Baby, Let’s Play House tells a story that boils down to the power and magnetism of Elvis Presley, the man. These things (“like getting hit with a tidal wave of charisma”), combined with southern charm in excess and others getting the sense that he was troubled, lost and needing companionship – ranging from that of lover to mother to sister – allowed him to live outside the normal rules of life. Many of the girls themselves have said in these pages that they were offended, hurt and marginalized by his actions – but they all came away mesmerized, forever changed and agreeing that regardless of it all he was irresistible. While not everything can be excused, the parameters were simply different for Elvis Presley. This is seen in many aspects of his life but it is illuminated mostly in his relationship with women.

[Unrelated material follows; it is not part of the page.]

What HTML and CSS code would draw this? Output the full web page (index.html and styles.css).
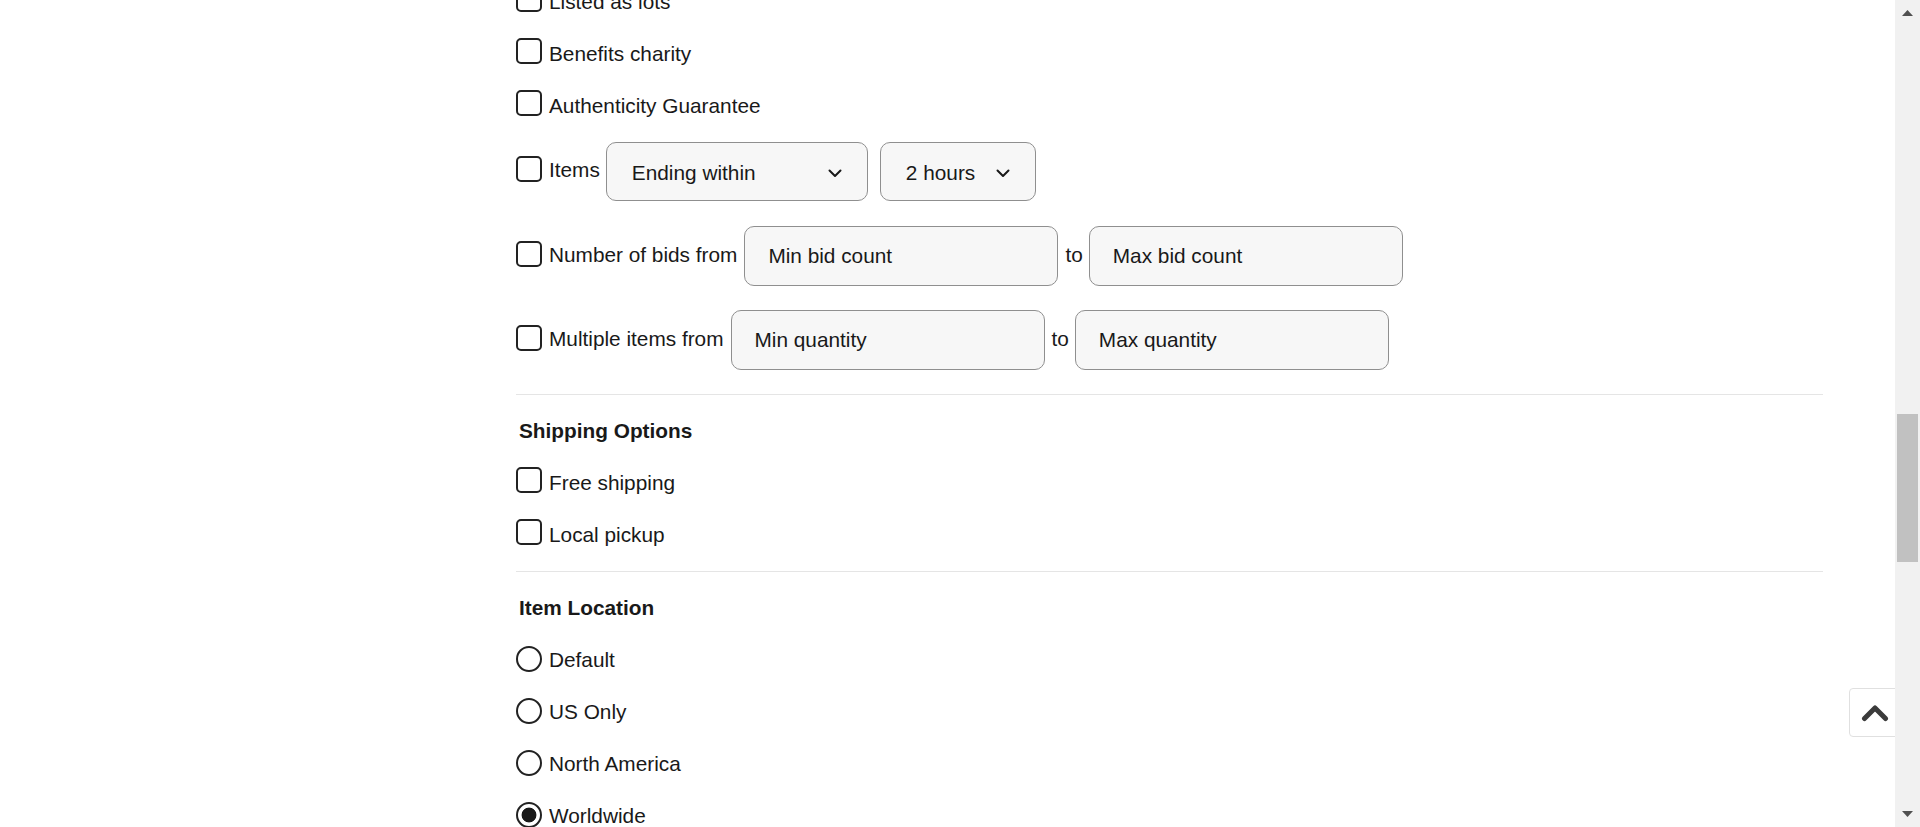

This book will divert from talk of the women specifically to describe major events in Elvis’ life and career. But Alanna Nash always brings things back around to the ladies and provides a unique perspective on this oft-told story, the story of Elvis Presley, and I cannot stress enough the importance of this book in telling that story. Alanna Nash has issued a tale that is essential reading if one wants to fully understand Elvis Presley.

“He was the King. I can’t blame him…he loved all women really. He appreciated us all.”